Your task is to give the listing below back word for word, pictures excluded.

__Supplied data__:

## begin

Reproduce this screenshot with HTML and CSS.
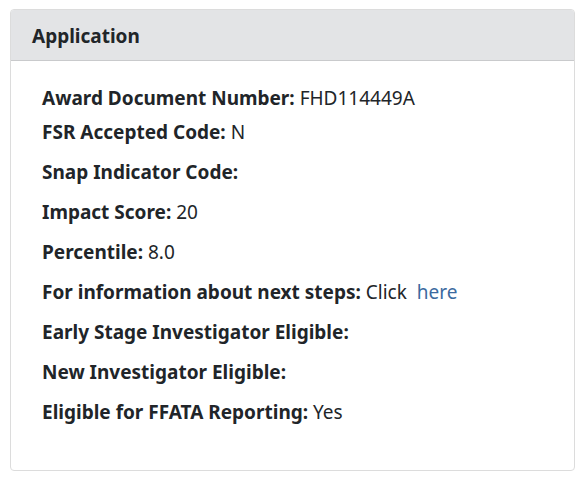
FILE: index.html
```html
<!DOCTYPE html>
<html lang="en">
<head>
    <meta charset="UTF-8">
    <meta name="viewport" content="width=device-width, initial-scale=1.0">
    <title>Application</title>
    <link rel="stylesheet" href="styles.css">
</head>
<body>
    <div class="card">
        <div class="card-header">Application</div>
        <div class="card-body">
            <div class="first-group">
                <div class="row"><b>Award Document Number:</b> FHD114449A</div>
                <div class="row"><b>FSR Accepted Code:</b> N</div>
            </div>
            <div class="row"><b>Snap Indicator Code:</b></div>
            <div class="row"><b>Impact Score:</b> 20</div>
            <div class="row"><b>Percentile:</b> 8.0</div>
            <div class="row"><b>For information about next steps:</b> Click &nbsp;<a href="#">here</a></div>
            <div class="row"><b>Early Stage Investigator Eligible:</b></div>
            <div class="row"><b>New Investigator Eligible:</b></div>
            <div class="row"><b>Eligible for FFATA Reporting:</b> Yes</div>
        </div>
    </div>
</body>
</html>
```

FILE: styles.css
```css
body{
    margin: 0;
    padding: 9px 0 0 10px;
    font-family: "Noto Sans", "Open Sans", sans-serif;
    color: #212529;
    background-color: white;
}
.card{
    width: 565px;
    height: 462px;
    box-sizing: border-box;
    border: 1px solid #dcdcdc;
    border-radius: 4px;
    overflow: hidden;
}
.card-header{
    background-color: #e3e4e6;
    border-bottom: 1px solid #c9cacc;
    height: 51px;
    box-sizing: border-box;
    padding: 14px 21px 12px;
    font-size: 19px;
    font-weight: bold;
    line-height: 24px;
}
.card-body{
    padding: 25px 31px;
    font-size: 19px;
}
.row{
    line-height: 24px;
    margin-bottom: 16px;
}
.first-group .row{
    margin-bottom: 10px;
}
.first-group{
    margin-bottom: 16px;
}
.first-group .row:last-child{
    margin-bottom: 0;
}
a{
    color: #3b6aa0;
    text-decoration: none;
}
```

## end

__Task output__:
Reproduce this screenshot with HTML and CSS.
FILE: index.html
```html
<!DOCTYPE html>
<html lang="en">
<head>
    <meta charset="UTF-8">
    <meta name="viewport" content="width=device-width, initial-scale=1.0">
    <title>Application</title>
    <link rel="stylesheet" href="styles.css">
</head>
<body>
    <div class="card">
        <div class="card-header">Application</div>
        <div class="card-body">
            <div class="first-group">
                <div class="row"><b>Award Document Number:</b> FHD114449A</div>
                <div class="row"><b>FSR Accepted Code:</b> N</div>
            </div>
            <div class="row"><b>Snap Indicator Code:</b></div>
            <div class="row"><b>Impact Score:</b> 20</div>
            <div class="row"><b>Percentile:</b> 8.0</div>
            <div class="row"><b>For information about next steps:</b> Click &nbsp;<a href="#">here</a></div>
            <div class="row"><b>Early Stage Investigator Eligible:</b></div>
            <div class="row"><b>New Investigator Eligible:</b></div>
            <div class="row"><b>Eligible for FFATA Reporting:</b> Yes</div>
        </div>
    </div>
</body>
</html>
```

FILE: styles.css
```css
body{
    margin: 0;
    padding: 9px 0 0 10px;
    font-family: "Noto Sans", "Open Sans", sans-serif;
    color: #212529;
    background-color: white;
}
.card{
    width: 565px;
    height: 462px;
    box-sizing: border-box;
    border: 1px solid #dcdcdc;
    border-radius: 4px;
    overflow: hidden;
}
.card-header{
    background-color: #e3e4e6;
    border-bottom: 1px solid #c9cacc;
    height: 51px;
    box-sizing: border-box;
    padding: 14px 21px 12px;
    font-size: 19px;
    font-weight: bold;
    line-height: 24px;
}
.card-body{
    padding: 25px 31px;
    font-size: 19px;
}
.row{
    line-height: 24px;
    margin-bottom: 16px;
}
.first-group .row{
    margin-bottom: 10px;
}
.first-group{
    margin-bottom: 16px;
}
.first-group .row:last-child{
    margin-bottom: 0;
}
a{
    color: #3b6aa0;
    text-decoration: none;
}
```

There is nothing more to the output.